05 June 2019
Few pieces of litigation in New Zealand have attracted as much media attention as the High Court’s recent decision in Mainzeal Property and Construction Limited v Yan.
The downfall of Mainzeal Property and Construction Limited (Mainzeal) began in 2004, when Richina Pacific (Richina) established a new independent board for Mainzeal – a board chaired by Dame Jenny Shipley. Mainzeal operated for nearly 10 years under this arrangement until its collapse in February 2013, with the company owing unsecured creditors ~$110 million.
Mainzeal’s liquidators sued the directors for breach of their duty under section 135 of the Companies Act 1993 to not trade the company recklessly. Cooke J found the directors in breach of this duty, and liable for a total of $36 million.
The case is now set down for appeal, so this is certainly not the last word on the matter. Nevertheless, now that the dust has settled a little, it is an opportune time to reflect on the key learnings we can take from the High Court’s decision.
Understand your Director Duties
The point is simple, yet fundamental: directors must be fully cognisant of their duties, and the obligations which flow from them in any given context. Although Cooke J found the Mainzeal directors acted honestly and in good faith throughout, they nevertheless abrogated their responsibilities in several key respects. Alarmingly, Cooke J’s recital of the minutes from a 2010 Mainzeal board meeting records the directors’ enquiry as to whose duty it was to ensure the company was solvent. This question alone exposes the directors’ lack of understanding regarding even the most basic of their duties. In other words, the directors were out of their depth.
Obtain Independent Legal Advice Early
A related critical error of the Mainzeal directors was a failure to seek independent legal advice until it was too late. Cooke J makes reference to this lack of legal advice no fewer than six times throughout his judgment. Without timely legal advice, it may very well be difficult for directors to comprehend – and abide by – the duties which New Zealand companies law imposes on them. Legal advice is most effective when obtained before it is too late, and should not be treated as an ambulance at the bottom of the cliff. This is particularly so in the context of a company experiencing financial difficulties.
Be Wary Upon Whom you Place Reliance
The Mainzeal directors asserted that they had relied on their auditors’ assessment of the company as a “going concern” to provide solace in their position, and as legitimising their decision to continue trading. Although Cooke J accepted that the directors could have taken some comfort from the auditors’ views, his Honour identified clear limitations on what exactly could be deduced from the going concern assumption. Indeed, the auditors themselves had drawn clear attention to the “material uncertainty” regarding the business’ continuing operations for the next 12 months. Accordingly, the reliance which the directors could reasonably place on the auditors’ assessment in the circumstances was seriously diminished, and certainly no substitute for legal advice.

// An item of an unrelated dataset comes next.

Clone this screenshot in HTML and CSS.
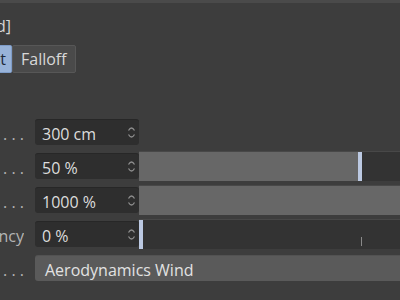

Insolvency: a (Dark) Orange Light
Section 135 of the Companies Act is not a prohibition on trading while insolvent. Cooke J highlighted that trading while insolvent creates “a distinct possibility that the requirements of section 135 may arise”; however, the policy of trading while insolvent would not have been fatal had Mainzeal had either a strong financial trading position or reliable group support. It had neither. Continuing to trade while insolvent requires directors undertake a “sober assessment” as to the company’s likely future income and prospects. Treating creditors’ money as capital is not appropriate and will attract liability if continuing trade poses a substantial risk of loss to them. Directors must be hyper-aware of this possibility and proceed with caution.
Ensure any Important Assurances are Unimpeachable
Cooke J’s judgment gives considerable airtime to the faulty assurances provided by Richina to the Mainzeal directors. The directors’ reliance on these assurances, he said, was not reasonable in the circumstances. Directors of any company must ensure that, where the company is dependent on shareholder support arrangements, these are bulletproof – that is, the assurances must be in writing, enforceable, reliable, preferably unconditional, and proffered by persons with the credentials and ability to make them good.
Keep your House in Good Order
Strong corporate governance standards are a relevant consideration as to whether directors have engaged in legitimate business risk-taking. Expert witnesses called for the liquidators heavily criticised Mainzeal’s corporate governance arrangements, in particular drawing attention to: the lack of any formal procedures for addressing risk; the absence of an audit and risk committee; and the failure to maintain any risk register. Moreover, Cooke J accepted that the directors’ attention was too operationally focused, with the board functioning as a “management committee”, which failed to give due regard to the more significant structural and governance risks at hand.